┌─ Information supplied

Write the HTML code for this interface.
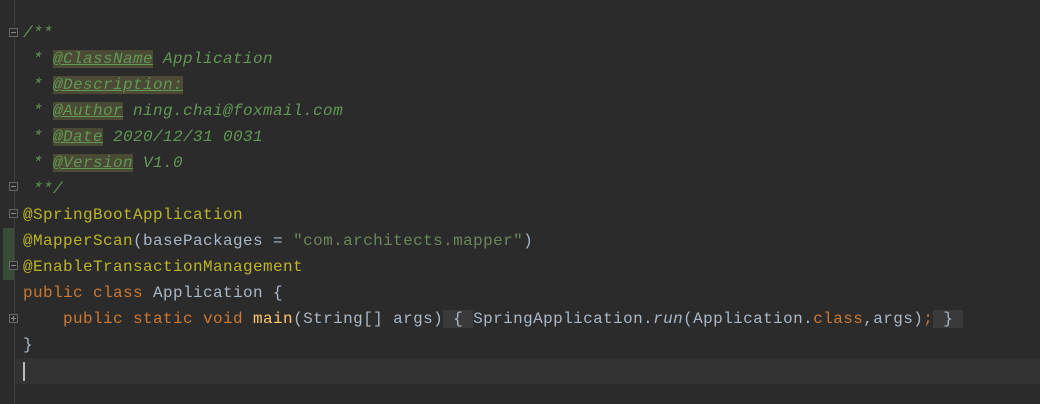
<!DOCTYPE html>
<html><head><style>
body{margin:0;width:1040px;height:404px;background:#2b2b2b;overflow:hidden;position:relative;font-family:"Liberation Mono",monospace;}
.l{position:absolute;left:23px;height:26px;line-height:27px;font-size:16px;letter-spacing:0.4px;white-space:pre;color:#a9b7c6;}
.c{color:#629755;font-style:italic}
.t{background:#4a4a35;text-decoration:underline;font-style:italic;color:#629755}
.a{color:#bbb529}.k{color:#cc7832}.s{color:#6a8759}.m{color:#ffc66d}
.f{background:#3a3a3a}
.g{position:absolute;left:14px;top:0;width:1px;height:404px;background:#3c3c3c}
.fold{position:absolute;left:9px;width:9px;height:9px;border:1px solid #666;background:#2b2b2b;box-sizing:border-box}
.fold:after{content:"";position:absolute;left:1px;top:3px;width:5px;height:1px;background:#888}
</style></head><body>
<div style="position:absolute;left:15px;top:358px;width:1025px;height:26px;background:#323232"></div>
<div style="position:absolute;left:3px;top:228px;width:11px;height:52px;background:#384c38"></div>
<div class="g"></div>
<div class="fold" style="top:28px"></div>
<div class="fold" style="top:182px"></div>
<div class="fold" style="top:209px"></div>
<div class="fold" style="top:261px"></div>
<div class="fold" style="top:314px"><div style="position:absolute;left:3px;top:1px;width:1px;height:5px;background:#888"></div></div>
<div class="l c" style="top:20px">/**</div>
<div class="l c" style="top:46px"> * <span class="t">@ClassName</span> Application</div>
<div class="l c" style="top:72px"> * <span class="t">@Description:</span></div>
<div class="l c" style="top:98px"> * <span class="t">@Author</span> ning.chai@foxmail.com</div>
<div class="l c" style="top:124px"> * <span class="t">@Date</span> 2020/12/31 0031</div>
<div class="l c" style="top:150px"> * <span class="t">@Version</span> V1.0</div>
<div class="l c" style="top:176px"> **/</div>
<div class="l a" style="top:202px">@SpringBootApplication</div>
<div class="l" style="top:228px"><span class="a">@MapperScan</span>(basePackages = <span class="s">"com.architects.mapper"</span>)</div>
<div class="l a" style="top:254px">@EnableTransactionManagement</div>
<div class="l" style="top:280px"><span class="k">public class </span>Application {</div>
<div class="l" style="top:306px">    <span class="k">public static void </span><span class="m">main</span>(String[] args)<span class="f"> { </span>SpringApplication.<i>run</i>(Application.<span class="k">class</span>,args)<span class="k">;</span><span class="f"> } </span></div>
<div class="l" style="top:332px">}</div>
<div style="position:absolute;left:23px;top:362px;width:2px;height:19px;background:#bbb"></div>
</body></html>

└─

Requirement: Using the data above, write out every line exactly, leaving the images behind.

Answer in full:
Write the HTML code for this interface.
<!DOCTYPE html>
<html><head><style>
body{margin:0;width:1040px;height:404px;background:#2b2b2b;overflow:hidden;position:relative;font-family:"Liberation Mono",monospace;}
.l{position:absolute;left:23px;height:26px;line-height:27px;font-size:16px;letter-spacing:0.4px;white-space:pre;color:#a9b7c6;}
.c{color:#629755;font-style:italic}
.t{background:#4a4a35;text-decoration:underline;font-style:italic;color:#629755}
.a{color:#bbb529}.k{color:#cc7832}.s{color:#6a8759}.m{color:#ffc66d}
.f{background:#3a3a3a}
.g{position:absolute;left:14px;top:0;width:1px;height:404px;background:#3c3c3c}
.fold{position:absolute;left:9px;width:9px;height:9px;border:1px solid #666;background:#2b2b2b;box-sizing:border-box}
.fold:after{content:"";position:absolute;left:1px;top:3px;width:5px;height:1px;background:#888}
</style></head><body>
<div style="position:absolute;left:15px;top:358px;width:1025px;height:26px;background:#323232"></div>
<div style="position:absolute;left:3px;top:228px;width:11px;height:52px;background:#384c38"></div>
<div class="g"></div>
<div class="fold" style="top:28px"></div>
<div class="fold" style="top:182px"></div>
<div class="fold" style="top:209px"></div>
<div class="fold" style="top:261px"></div>
<div class="fold" style="top:314px"><div style="position:absolute;left:3px;top:1px;width:1px;height:5px;background:#888"></div></div>
<div class="l c" style="top:20px">/**</div>
<div class="l c" style="top:46px"> * <span class="t">@ClassName</span> Application</div>
<div class="l c" style="top:72px"> * <span class="t">@Description:</span></div>
<div class="l c" style="top:98px"> * <span class="t">@Author</span> ning.chai@foxmail.com</div>
<div class="l c" style="top:124px"> * <span class="t">@Date</span> 2020/12/31 0031</div>
<div class="l c" style="top:150px"> * <span class="t">@Version</span> V1.0</div>
<div class="l c" style="top:176px"> **/</div>
<div class="l a" style="top:202px">@SpringBootApplication</div>
<div class="l" style="top:228px"><span class="a">@MapperScan</span>(basePackages = <span class="s">"com.architects.mapper"</span>)</div>
<div class="l a" style="top:254px">@EnableTransactionManagement</div>
<div class="l" style="top:280px"><span class="k">public class </span>Application {</div>
<div class="l" style="top:306px">    <span class="k">public static void </span><span class="m">main</span>(String[] args)<span class="f"> { </span>SpringApplication.<i>run</i>(Application.<span class="k">class</span>,args)<span class="k">;</span><span class="f"> } </span></div>
<div class="l" style="top:332px">}</div>
<div style="position:absolute;left:23px;top:362px;width:2px;height:19px;background:#bbb"></div>
</body></html>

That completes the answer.